Me voilà triste et un peu orphelin depuis le décès de Mgr Turcotte. Au-delà de la figure médiatique et publique appréciée de beaucoup, il a été pour moi, pendant plus de 20 ans, mon évêque.

C'est lui qui m'a ordonné prêtre, qui m'a confié je ne sais plus combien de responsabilités, qui m'a interpellé, soutenu et encouragé à de nombreuses occasions. Au fil de toutes ces années s'est tissé un lien marqué par une affection et un profond respect, et ce, malgré le fait que nous ayons été si différents l'un de l'autre.

Je me souviens du jour de mon ordination à la prêtrise, alors que j'étais particulièrement nerveux à quelques minutes de cet engagement important dans ma vie; voilà Mgr Turcotte qui badine avec mon frère aîné, comparant leur tour de taille respectif!

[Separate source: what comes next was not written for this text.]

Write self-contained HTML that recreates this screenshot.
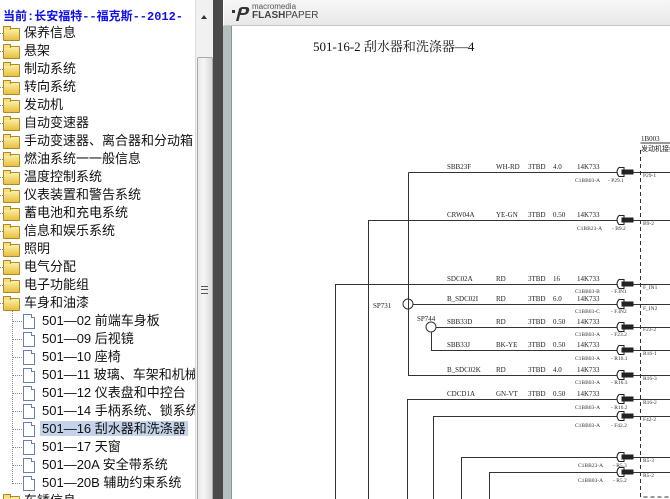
<!DOCTYPE html>
<html><head><meta charset="utf-8">
<style>
html,body{margin:0;padding:0;width:670px;height:499px;overflow:hidden;background:#fff;}
body{position:relative;font-family:"Liberation Sans","Noto Sans CJK SC",sans-serif;}
#tree{position:absolute;left:0;top:0;width:195px;height:499px;background:#fff;overflow:hidden;}
.hdr{position:absolute;left:3px;top:7px;font-size:12px;font-weight:bold;color:#1010e8;white-space:nowrap;font-family:"Liberation Mono","Noto Sans CJK SC",monospace;}
.r{position:absolute;left:0;height:18px;line-height:18px;font-size:13px;color:#111;white-space:nowrap;font-family:"Liberation Sans","Noto Sans CJK SC",sans-serif;}
.fd{position:absolute;left:3px;top:4px;width:15px;height:11px;background:linear-gradient(#fdf0a8,#e8c040);border:1px solid #b08a20;border-radius:1px;}
.fd:before{content:"";position:absolute;left:-1px;top:-3px;width:6px;height:3px;background:#f5dd80;border:1px solid #b08a20;border-bottom:none;}
.dot{position:absolute;left:0;top:9px;width:3px;border-top:1px dotted #888;}
.t{position:absolute;left:24px;top:0;}
.doc{position:absolute;left:23px;top:2px;width:10px;height:13px;background:#fff;border:1px solid #6a7fb0;}
.doc:after{content:"";position:absolute;right:-1px;top:-1px;width:3px;height:3px;background:#fff;border-left:1px solid #6a7fb0;border-bottom:1px solid #6a7fb0;}
.cd{position:absolute;left:13px;top:9px;width:9px;border-top:1px dotted #888;}
.ct{position:absolute;left:42px;top:0;}
.sel{background:#c5d3ea;padding:0 2px;margin-left:-2px}
#sb{position:absolute;left:195px;top:0;width:17px;height:499px;background:#f1f1f1;border-left:1px solid #dcdcdc;}
#thumb{position:absolute;left:1px;top:57px;width:14px;height:460px;background:linear-gradient(90deg,#e9e9e9,#f6f6f6 40%,#d9d9d9);border:1px solid #a9a9a9;border-radius:2px;}
#dark{position:absolute;left:213px;top:0;width:10px;height:499px;background:#4a4a4a;}
#fp{position:absolute;left:223px;top:0;width:447px;height:499px;background:#b4bfbf;}
#tb{position:absolute;left:0;top:0;width:447px;height:25px;background:linear-gradient(#f7f7f7,#e8e8e8);border-bottom:1px solid #c8c8c8;border-left:1px solid #fff}
#page{position:absolute;left:8px;top:26px;width:439px;height:473px;background:#fff;border-left:1px solid #8a9696;}
</style></head><body>
<div id="tree">
<div class="hdr">当前:长安福特--福克斯--2012-</div>
<div class="r" style="top:24px"><span class="dot"></span><span class="fd"></span><span class="t">保养信息</span></div>
<div class="r" style="top:42px"><span class="dot"></span><span class="fd"></span><span class="t">悬架</span></div>
<div class="r" style="top:60px"><span class="dot"></span><span class="fd"></span><span class="t">制动系统</span></div>
<div class="r" style="top:78px"><span class="dot"></span><span class="fd"></span><span class="t">转向系统</span></div>
<div class="r" style="top:96px"><span class="dot"></span><span class="fd"></span><span class="t">发动机</span></div>
<div class="r" style="top:114px"><span class="dot"></span><span class="fd"></span><span class="t">自动变速器</span></div>
<div class="r" style="top:132px"><span class="dot"></span><span class="fd"></span><span class="t">手动变速器、离合器和分动箱</span></div>
<div class="r" style="top:150px"><span class="dot"></span><span class="fd"></span><span class="t">燃油系统一一般信息</span></div>
<div class="r" style="top:168px"><span class="dot"></span><span class="fd"></span><span class="t">温度控制系统</span></div>
<div class="r" style="top:186px"><span class="dot"></span><span class="fd"></span><span class="t">仪表装置和警告系统</span></div>
<div class="r" style="top:204px"><span class="dot"></span><span class="fd"></span><span class="t">蓄电池和充电系统</span></div>
<div class="r" style="top:222px"><span class="dot"></span><span class="fd"></span><span class="t">信息和娱乐系统</span></div>
<div class="r" style="top:240px"><span class="dot"></span><span class="fd"></span><span class="t">照明</span></div>
<div class="r" style="top:258px"><span class="dot"></span><span class="fd"></span><span class="t">电气分配</span></div>
<div class="r" style="top:276px"><span class="dot"></span><span class="fd"></span><span class="t">电子功能组</span></div>
<div class="r" style="top:294px"><span class="dot"></span><span class="fd"></span><span class="t">车身和油漆</span></div>
<div style="position:absolute;left:12px;top:311px;height:173px;border-left:1px dotted #888"></div>
<div class="r" style="top:312px"><span class="cd"></span><span class="doc"></span><span class="ct">501—02 前端车身板</span></div>
<div class="r" style="top:330px"><span class="cd"></span><span class="doc"></span><span class="ct">501—09 后视镜</span></div>
<div class="r" style="top:348px"><span class="cd"></span><span class="doc"></span><span class="ct">501—10 座椅</span></div>
<div class="r" style="top:366px"><span class="cd"></span><span class="doc"></span><span class="ct">501—11 玻璃、车架和机械</span></div>
<div class="r" style="top:384px"><span class="cd"></span><span class="doc"></span><span class="ct">501—12 仪表盘和中控台</span></div>
<div class="r" style="top:402px"><span class="cd"></span><span class="doc"></span><span class="ct">501—14 手柄系统、锁系统、</span></div>
<div class="r" style="top:420px"><span class="cd"></span><span class="doc"></span><span class="ct"><span class="sel">501—16 刮水器和洗涤器</span></span></div>
<div class="r" style="top:438px"><span class="cd"></span><span class="doc"></span><span class="ct">501—17 天窗</span></div>
<div class="r" style="top:456px"><span class="cd"></span><span class="doc"></span><span class="ct">501—20A 安全带系统</span></div>
<div class="r" style="top:474px"><span class="cd"></span><span class="doc"></span><span class="ct">501—20B 辅助约束系统</span></div>
<div class="r" style="top:492px"><span class="dot"></span><span class="fd"></span><span class="t">车锈信息</span></div>
</div>
<div id="sb">
<div style="position:absolute;left:5px;top:15px;width:0;height:0;border-left:3px solid transparent;border-right:3px solid transparent;border-bottom:4px solid #333"></div>
<div id="thumb"><div style="position:absolute;left:3px;top:228px;width:7px;height:6px;border-top:1px solid #555;border-bottom:1px solid #555"></div><div style="position:absolute;left:3px;top:231px;width:7px;border-top:1px solid #555"></div></div>
</div>
<div id="dark"></div>
<div id="fp">
<div id="tb">
<svg width="20" height="16" style="position:absolute;left:7px;top:6px" viewBox="0 0 20 16"><path d="M5 15 L8 3 Q9 1 12 1 L15 1 Q19 1 18 5 Q17 9 12 9 L9 9 L7.5 15 Z M10 7 L12.5 7 Q14.5 7 15 5 Q15.3 3 13.5 3 L11 3 Z" fill="#333" fill-rule="evenodd"/><rect x="1" y="4" width="3" height="3" fill="#333"/></svg>
<div style="position:absolute;left:28px;top:3px;font-size:8px;color:#555;line-height:8px">macromedia</div>
<div style="position:absolute;left:28px;top:11px;font-size:10px;color:#444;line-height:10px"><b>FLASH</b>PAPER</div>
</div>
<div id="page"></div>
</div>
<svg width="670" height="499" style="position:absolute;left:0;top:0" font-family="Liberation Serif, serif">
<text x="313" y="51" font-size="13" fill="#111" font-family="Liberation Serif, Noto Serif CJK SC, serif">501-16-2 刮水器和洗涤器—4</text>
<g stroke="#333" stroke-width="1" fill="none">
<path d="M408.5 172.5 H670 M408.5 172.5 V375.5 H670"/>
<path d="M368.5 499 V220.5 H670"/>
<path d="M335.5 499 V284.5 H670"/>
<path d="M413 304.5 H670"/>
<path d="M436 327.5 H670 M431.5 332 V350.5 H670"/>
<path d="M407.5 499 V399.5 H670"/>
<path d="M433.5 499 V416.5 H670"/>
<path d="M461.5 499 V457.5 H670"/>
<path d="M489.5 499 V472.5 H670"/>
<circle cx="408" cy="304" r="5"/>
<circle cx="431" cy="327" r="5"/>
<path d="M640.5 150 V497 H670" stroke-dasharray="4,3"/>
<path d="M640.5 143 H670"/>
</g>
<g fill="#fff" stroke="#222" stroke-width="1">
<g id="c"><path d="M624 167.5 H619 Q615 172 619 176.5 H624 Z"/><rect x="622" y="170" width="11" height="4" fill="#222"/></g>
<use href="#c" y="48"/><use href="#c" y="112"/><use href="#c" y="132"/><use href="#c" y="155"/><use href="#c" y="178"/><use href="#c" y="203"/><use href="#c" y="227"/><use href="#c" y="244"/><use href="#c" y="285"/><use href="#c" y="300"/>
</g>
<g font-size="7" fill="#222">
<text x="373" y="308">SP731</text><text x="417" y="321">SP744</text>
<text x="641" y="141">1B003</text><text x="641" y="151" font-family="Noto Sans CJK SC, sans-serif">发动机接线</text>
<text x="447" y="169">SBB23F</text><text x="496" y="169">WH-RD</text><text x="528" y="169">3TBD</text><text x="553" y="169">4.0</text><text x="577" y="169">14K733</text>
<text x="447" y="217">CRW04A</text><text x="496" y="217">YE-GN</text><text x="528" y="217">3TBD</text><text x="553" y="217">0.50</text><text x="577" y="217">14K733</text>
<text x="447" y="281">SDC02A</text><text x="496" y="281">RD</text><text x="528" y="281">3TBD</text><text x="553" y="281">16</text><text x="577" y="281">14K733</text>
<text x="447" y="301">B_SDC02I</text><text x="496" y="301">RD</text><text x="528" y="301">3TBD</text><text x="553" y="301">6.0</text><text x="577" y="301">14K733</text>
<text x="447" y="324">SBB33D</text><text x="496" y="324">RD</text><text x="528" y="324">3TBD</text><text x="553" y="324">0.50</text><text x="577" y="324">14K733</text>
<text x="447" y="347">SBB33J</text><text x="496" y="347">BK-YE</text><text x="528" y="347">3TBD</text><text x="553" y="347">0.50</text><text x="577" y="347">14K733</text>
<text x="447" y="372">B_SDC02K</text><text x="496" y="372">RD</text><text x="528" y="372">3TBD</text><text x="553" y="372">4.0</text><text x="577" y="372">14K733</text>
<text x="447" y="396">CDCD1A</text><text x="496" y="396">GN-VT</text><text x="528" y="396">3TBD</text><text x="553" y="396">0.50</text><text x="577" y="396">14K733</text>
</g>
<g font-size="5.5" fill="#333">
<text x="575" y="182">C1BB03-A</text><text x="608" y="182">- P29.1</text><text x="643" y="177">P29-1</text>
<text x="577" y="230">C1BB23-A</text><text x="612" y="230">- B9.2</text><text x="643" y="225">B9-2</text>
<text x="575" y="293">C1BB03-B</text><text x="611" y="293">- F.IN1</text><text x="643" y="289">F_IN1</text>
<text x="575" y="313">C1BB03-C</text><text x="611" y="313">- F.IN2</text><text x="643" y="310">F_IN2</text>
<text x="575" y="336">C1BB03-A</text><text x="611" y="336">- F23.2</text><text x="643" y="331">F23-2</text>
<text x="575" y="360">C1BB03-A</text><text x="611" y="360">- R16.1</text><text x="643" y="355">R16-1</text>
<text x="575" y="384">C1BB03-A</text><text x="611" y="384">- R16.3</text><text x="643" y="380">R16-3</text>
<text x="575" y="409">C1BB03-A</text><text x="611" y="409">- R16.2</text><text x="643" y="404">R16-2</text>
<text x="575" y="427">C1BB03-A</text><text x="611" y="427">- F42.2</text><text x="643" y="421">F42-2</text>
<text x="578" y="467">C1BB23-A</text><text x="613" y="467">- R5.3</text><text x="643" y="462">R5-3</text>
<text x="578" y="482">C1BB03-A</text><text x="613" y="482">- R5.2</text><text x="643" y="477">R5-2</text>
</g>
</svg>
</body></html>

C'était là un spectacle qui contrastait avec mon état d'esprit, mais le ton était donné par cet homme bon enfant, accessible, ouvert, qui ne se prend pas toujours au sérieux.

Quelques années plus tard, alors que je suis loin de la maison pour mes études à Rome, mon père décède. J'ai été particulièrement ému par les petites attentions qu'a eues Mgr Turcotte pour moi lorsque, par la suite, il était de passage lui aussi à Rome, prenant de mes nouvelles, s'assurant que je ne manque de rien, allant même jusqu'à m'offrir ses services de facteur entre ma mère et moi. Il était simple et très touchant.

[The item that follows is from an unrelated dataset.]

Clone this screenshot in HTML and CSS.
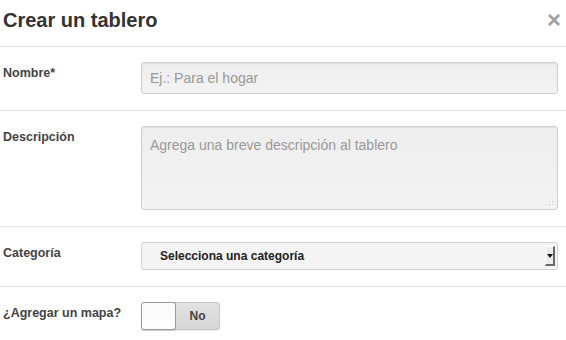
FILE: index.html
```html
<!DOCTYPE html>
<html lang="es">
<head>
    <meta charset="UTF-8">
    <meta name="viewport" content="width=device-width, initial-scale=1.0">
    <title>Crear un tablero</title>
    <link rel="stylesheet" href="styles.css">
</head>
<body>
    <div class="modal">
        <div class="modal-header">
            <h1>Crear un tablero</h1>
            <button class="close" type="button">&times;</button>
        </div>

        <form class="modal-body">
            <div class="field-row">
                <label for="name">Nombre*</label>
                <div class="control">
                    <input id="name" type="text" placeholder="Ej.: Para el hogar">
                </div>
            </div>

            <div class="field-row">
                <label for="description">Descripción</label>
                <div class="control textarea-wrap">
                    <textarea id="description" placeholder="Agrega una breve descripción al tablero"></textarea>
                    <span class="grip"></span>
                </div>
            </div>

            <div class="field-row">
                <label for="category">Categoría</label>
                <div class="control">
                    <div class="select-box">
                        <select id="category">
                            <option>Selecciona una categoría</option>
                        </select>
                        <span class="select-arrow"></span>
                    </div>
                </div>
            </div>

            <div class="field-row">
                <label>¿Agregar un mapa?</label>
                <div class="control">
                    <div class="toggle">
                        <span class="knob"></span>
                        <span class="state">No</span>
                    </div>
                </div>
            </div>
        </form>
    </div>
</body>
</html>
```

FILE: styles.css
```css
/* Page */
body {
    margin: 0;
    padding: 0;
    background: #fff;
    font-family: 'Liberation Sans', Arial, sans-serif;
    color: #333;
}

.modal {
    width: 566px;
}

/* Header */
.modal-header {
    display: flex;
    justify-content: space-between;
    align-items: center;
    padding: 8px 5px 14px 3px;
    border-bottom: 1px solid #e5e5e5;
}

h1 {
    margin: 0;
    font-size: 20px;
    line-height: 24px;
    font-weight: bold;
    color: #333;
}

.close {
    border: none;
    background: none;
    padding: 0;
    font-family: 'Liberation Sans', Arial, sans-serif;
    font-size: 24px;
    line-height: 24px;
    font-weight: bold;
    color: #a0a0a0;
    cursor: pointer;
}

/* Rows */
.field-row {
    display: flex;
    padding: 15px 8px 16px 3px;
    border-bottom: 1px solid #e5e5e5;
}

.field-row:last-child {
    border-bottom: none;
}

.field-row label {
    width: 138px;
    flex-shrink: 0;
    padding-top: 1px;
    font-size: 12.5px;
    line-height: 20px;
    font-weight: bold;
    color: #444;
}

.control {
    flex: 1;
}

/* Inputs */
input,
textarea {
    display: block;
    width: 100%;
    box-sizing: border-box;
    border: 1px solid #cfcfcf;
    border-radius: 3px;
    background: linear-gradient(to bottom, #eeeeee, #f3f3f3);
    box-shadow: inset 0 1px 2px rgba(0, 0, 0, 0.06);
    font-family: 'Liberation Sans', Arial, sans-serif;
    font-size: 14px;
    color: #333;
    padding: 0 8px;
    outline: none;
}

input {
    height: 32px;
}

.textarea-wrap {
    position: relative;
}

textarea {
    height: 84px;
    padding: 8px 8px;
    line-height: 20px;
    resize: none;
}

/* dotted resize grip in the corner */
.grip {
    position: absolute;
    right: 4px;
    bottom: 4px;
    width: 9px;
    height: 9px;
    background-image: radial-gradient(circle, #bdbdbd 0.6px, transparent 0.7px);
    background-size: 3px 3px;
    clip-path: polygon(100% 0, 100% 100%, 0 100%);
}

input::placeholder,
textarea::placeholder {
    color: #999;
}

/* Select */
.select-box {
    display: flex;
    align-items: center;
    height: 28px;
    box-sizing: border-box;
    border: 1px solid #d3d3d3;
    border-radius: 3px;
    background: #f4f4f4;
    padding-right: 1px;
}

.select-box select {
    flex: 1;
    appearance: none;
    -webkit-appearance: none;
    border: none;
    background: transparent;
    height: 100%;
    padding: 0 0 0 18px;
    font-family: 'Liberation Sans', Arial, sans-serif;
    font-size: 12px;
    font-weight: bold;
    color: #222;
    outline: none;
}

.select-arrow {
    width: 10px;
    height: 20px;
    box-sizing: border-box;
    margin-right: 1px;
    background: #ececec;
    border-top: 1px solid #fff;
    border-left: 1px solid #fff;
    border-right: 2px solid #666;
    border-bottom: 2px solid #666;
    display: flex;
    align-items: center;
    justify-content: center;
}

.select-arrow::after {
    content: "";
    border-left: 3px solid transparent;
    border-right: 3px solid transparent;
    border-top: 4px solid #111;
}

/* Toggle */
.toggle {
    display: flex;
    width: 79px;
    height: 28px;
    box-sizing: border-box;
    border: 1px solid #c4c4c4;
    border-radius: 3px;
    background: linear-gradient(to bottom, #e2e2e2, #d6d6d6);
    box-shadow: 0 1px 1px rgba(0, 0, 0, 0.08);
}

.knob {
    width: 35px;
    box-sizing: border-box;
    margin: -1px 0 -1px -1px;
    border: 1px solid #9a9a9a;
    border-radius: 3px;
    background: linear-gradient(to bottom, #fafafa, #ffffff);
    box-shadow: 0 1px 1px rgba(0, 0, 0, 0.15);
}

.state {
    flex: 1;
    text-align: center;
    font-size: 12px;
    font-weight: bold;
    line-height: 26px;
    color: #444;
}
```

Même dans les temps difficiles

Dans des circonstances plus difficiles, Mgr Turcotte n'a pas très bien pris la chose lorsque j'ai démissionné de mon poste de curé des trois paroisses d'Outremont sur un fond de profond désaccord avec lui, au point où c'est en claquant la porte que je suis parti. Pendant plusieurs mois, nous avons ruminé, chacun de notre côté, notre colère et notre incompréhension. Jusqu'au jour où il m'a invité à discuter. Après deux heures de tête-à-tête, nous n'étions toujours pas d'accord, mais nous nous étions écoutés et réconciliés.

Dans la polémique médiatique qui m'a opposé au cardinal Ouellet au sujet de l'éducation chrétienne dans les écoles publiques, quelques personnes demandaient mon renvoi de la prêtrise. Mgr Turcotte m'a constamment soutenu et rassuré, me confiant que sur le fond, il était plutôt d'accord avec moi et que je ne devais pas m'en faire.

Lorsqu'il m'a demandé, il y a quelques années, d'être un de ses vicaires épiscopaux, sorte de proche collaborateur, il m'a réitéré sa confiance. J'ai porté difficilement ces nouvelles responsabilités. Bien qu'avec maladresse, combien de fois Mgr Turcotte a-t-il cherché à m'encourager, à me soutenir!

Ce n'était pas toujours de tout repos de se trouver dans l'entourage immédiat de Mgr Turcotte; il avait ses marottes, ses sautes d'humeur, et quelques idées bien arrêtées qui rendaient la discussion parfois laborieuse. Mais l'ensemble de sa personnalité le rendait continuellement attachant. Sensible, il riait de bon coeur aux taquineries que je lui lançais régulièrement.

Il y a quelques semaines, alors que je souhaitais aller le visiter à l'hôpital, on m'a conseillé d'y aller vêtu du col romain, que je ne porte pas si souvent, afin d'avoir un accès plus rapide à sa chambre. Alors que nous discutions, il me fait remarquer qu'il est rare de me voir habillé ainsi. Je lui fais remarquer que puisque c'est la première fois que je vois un cardinal en pyjama, il fallait bien que je sois vêtu correctement... il riait de bon coeur.

Avec le décès de Mgr Turcotte, je ne perds pas un ami; nous ne partagions pas cette intimité. Mais je perds mon évêque, qui aura marqué profondément l'homme et le prêtre que je suis.

Cher Jean-Claude, je n'ai plus que ceci à te dire: merci, et sois en paix maintenant et toujours auprès de Celui que tu as cherché à servir de ton mieux, généreusement. Mon espérance me dit que nous nous reverrons. Je m'en réjouis déjà!